The game also sometimes uses quick time events to settle combat. QTEs are much maligned today, and it’s not like they’re great here, but I feel like they were added so the player felt like they had some control over movie scenes. You know, so it isn’t like you’re watching a movie instead of playing a game.

I like the approach of limited combat. Every encounter felt meaningful. If Ryo was squaring off, there was probably a good reason for it. I think a lot of the fun of Shenmue would be lost if it had a Yakuza-like random encounter system. It would begin to feel unrealistic, which in a game that lives or dies on immersion, is a bad thing.

Immersion has a drawback though. At one point, Ryo gets a job at the docks as a forklift operator. Just like every other aspect of the title, the game is slavish in making it seem real. You wake up in the morning, you go to work, you get a lunch break (it’s two hours, who gets breaks that long?) and then you get paid. Ryo gets this job in order to learn more about the gang who might be associated with his father’s death, so it is not an optional occurrence.

You have to do this for five straight days and it is beyond dull. It feels like padding. It feels like they knew they needed a third disc to the game and, instead of releasing a short final disc like a Playstation Final Fantasy title, they wanted something with substance. I think the dock bit would have worked better as an optional minigame, but I also can’t say it doesn’t fit in.

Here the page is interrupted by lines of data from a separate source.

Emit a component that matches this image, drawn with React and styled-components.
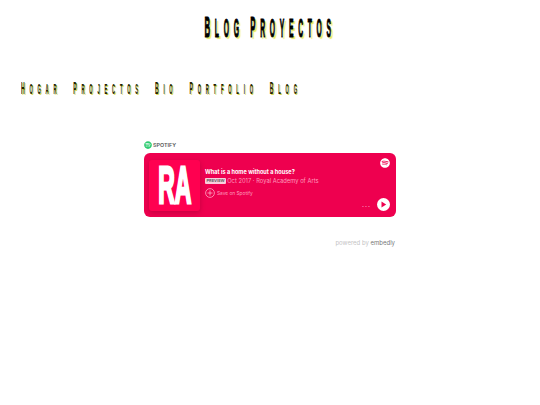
import React from "react";
import styled, { createGlobalStyle } from "styled-components";
import { FaSpotify } from "react-icons/fa";

const Global = createGlobalStyle`
  html, body {
    margin: 0;
    padding: 0;
    background: #fff;
    font-family: "Liberation Sans", Arial, sans-serif;
  }
`;

const Page = styled.div`
  width: 540px;
  height: 405px;
  overflow: hidden;
  display: flex;
  flex-direction: column;
`;

const TitleRow = styled.div`
  height: 54px;
  display: flex;
  align-items: center;
  justify-content: center;
`;

const Title = styled.h1`
  margin: 0;
  white-space: nowrap;
  font-size: 25px;
  font-weight: 700;
  text-transform: uppercase;
  letter-spacing: 17.5px;
  color: #000;
  -webkit-text-stroke: 1px #000;
  text-shadow: 6px 2px 2px #e8e860;
  transform: scaleX(0.27);
`;

const Initial = styled.span`
  font-size: 29px;
`;

const Nav = styled.nav`
  margin-top: 23px;
  height: 24px;
  padding-left: 21px;
  display: flex;
  align-items: center;
`;

const NavList = styled.div`
  display: flex;
  gap: 40px;
  transform: scaleX(0.3);
  transform-origin: left center;
  white-space: nowrap;
`;

const NavLink = styled.a`
  font-size: 14px;
  font-weight: 700;
  text-transform: uppercase;
  letter-spacing: 16px;
  color: #222200;
  text-shadow: 4px 1px 1px #d8d850;
  &::first-letter {
    font-size: 17px;
  }
`;

const Embed = styled.section`
  width: 252px;
  margin: 38px 0 0 144px;
`;

const Provider = styled.div`
  height: 12px;
  display: flex;
  align-items: center;
  gap: 1px;
  font-size: 5.4px;
  font-weight: 600;
  color: #555;
  font-family: Inter, sans-serif;
`;

const ProviderDot = styled.span`
  width: 8px;
  height: 8px;
  border-radius: 50%;
  background: #fff;
  color: #2ecc71;
  display: flex;
  svg {
    width: 8px;
    height: 8px;
  }
`;

const Card = styled.div`
  margin-top: 2px;
  height: 64px;
  border-radius: 6px;
  background: #ee004f;
  padding: 7px 6px 6px 5px;
  box-sizing: border-box;
  display: flex;
  color: #fff;
  font-family: Inter, sans-serif;
`;

const Cover = styled.div`
  width: 51px;
  height: 51px;
  border-radius: 3px;
  background: #ff0050;
  box-shadow: 0 2px 5px rgba(120, 0, 40, 0.35);
  display: flex;
  align-items: center;
  justify-content: center;
  flex: none;
`;

const CoverText = styled.span`
  font-family: "Liberation Sans", Arial, sans-serif;
  font-size: 51px;
  font-weight: 700;
  line-height: 1;
  -webkit-text-stroke: 3px #fff;
  transform: scaleX(0.45);
  color: #fff;
`;

const Info = styled.div`
  margin-left: 5px;
  padding-top: 8px;
  flex: 1;
  display: flex;
  flex-direction: column;
`;

const TrackTitle = styled.div`
  font-size: 5.6px;
  line-height: 8px;
  font-weight: 700;
  white-space: nowrap;
`;

const Meta = styled.div`
  margin-top: 1px;
  display: flex;
  align-items: center;
  gap: 1px;
  font-size: 5.8px;
  color: #ff9dbd;
  white-space: nowrap;
`;

const Badge = styled.span`
  background: #f9cfdc;
  color: #555;
  font-size: 4px;
  font-weight: 600;
  line-height: 6px;
  padding: 0 1.5px;
  border-radius: 1px;
`;

const SaveRow = styled.div`
  margin-top: 4px;
  display: flex;
  align-items: center;
  gap: 2px;
  font-size: 4.8px;
  color: #ff9dbd;
`;

const Side = styled.div`
  width: 40px;
  display: flex;
  flex-direction: column;
  align-items: flex-end;
  justify-content: space-between;
  flex: none;
`;

const SpotifyMark = styled.span`
  display: flex;
  margin-top: -2px;
  margin-right: 0;
  color: #fff;
  svg {
    width: 10px;
    height: 10px;
  }
`;

const Controls = styled.div`
  display: flex;
  align-items: center;
  gap: 6px;
`;

const Dots = styled.span`
  font-size: 7px;
  letter-spacing: 1px;
  line-height: 7px;
  color: #ffb3cc;
`;

const PlayButton = styled.span`
  width: 13px;
  height: 13px;
  border-radius: 50%;
  background: #fff;
  display: flex;
  align-items: center;
  justify-content: center;
`;

const Powered = styled.div`
  margin: 22px 1px 0 0;
  text-align: right;
  font-size: 6px;
  line-height: 8px;
  color: #c4c4c4;
  font-family: Inter, sans-serif;
`;

const Brand = styled.span`
  color: #777;
`;

export default function App() {
  return (
    <Page>
      <Global />
      <TitleRow>
        <Title>
          <Initial>B</Initial>log <Initial>P</Initial>royectos
        </Title>
      </TitleRow>
      <Nav>
        <NavList>
          <NavLink>Hogar</NavLink>
          <NavLink>Projectos</NavLink>
          <NavLink>Bio</NavLink>
          <NavLink>Portfolio</NavLink>
          <NavLink>Blog</NavLink>
        </NavList>
      </Nav>
      <Embed>
        <Provider>
          <ProviderDot>
            <FaSpotify />
          </ProviderDot>
          SPOTIFY
        </Provider>
        <Card>
          <Cover>
            <CoverText>RA</CoverText>
          </Cover>
          <Info>
            <TrackTitle>What is a home without a house?</TrackTitle>
            <Meta>
              <Badge>PREVIEW</Badge>
              Oct 2017 · Royal Academy of Arts
            </Meta>
            <SaveRow>
              <svg width="10" height="10" viewBox="0 0 10 10" fill="none" stroke="#ffc2d6" strokeWidth="0.7">
                <circle cx="5" cy="5" r="4.4" />
                <path d="M5 2.5v5M2.5 5h5" />
              </svg>
              Save on Spotify
            </SaveRow>
          </Info>
          <Side>
            <SpotifyMark>
              <FaSpotify />
            </SpotifyMark>
            <Controls>
              <Dots>...</Dots>
              <PlayButton>
                <svg width="7" height="7" viewBox="0 0 7 7">
                  <path d="M1.5 0.6L6.2 3.5L1.5 6.4Z" fill="#ee004f" />
                </svg>
              </PlayButton>
            </Controls>
          </Side>
        </Card>
        <Powered>
          powered by <Brand>embedly</Brand>
        </Powered>
      </Embed>
    </Page>
  );
}
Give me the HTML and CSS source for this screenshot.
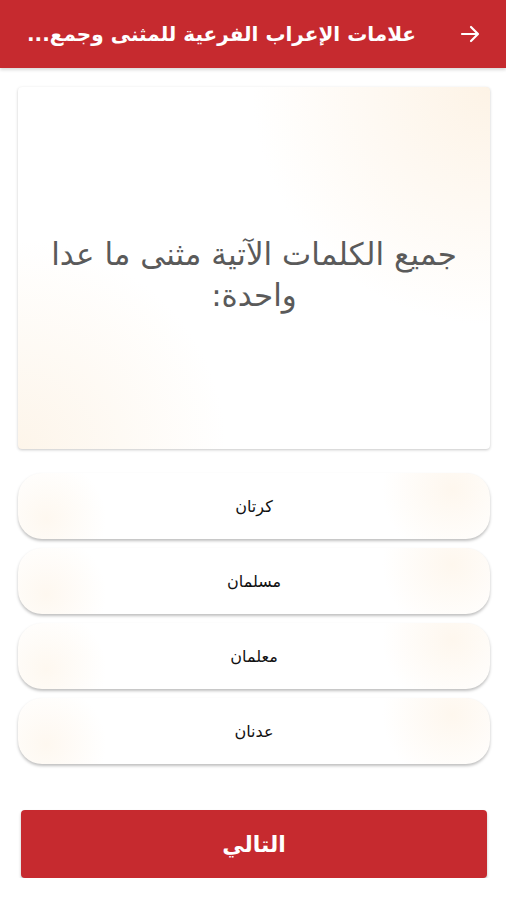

This segment feels like it belongs in Shenmue.

I can totally understand why this game might turn people off. It requires patience, learning a world and keeping track of things. It isn’t user friendly and at times it isn’t even fun. It’s amazing that a game with so many layers was a flagship game on a major console. But if the player sticks with it, if the player can look past some of the things that aged and really dig in, they will find a world that is truly alive and unique.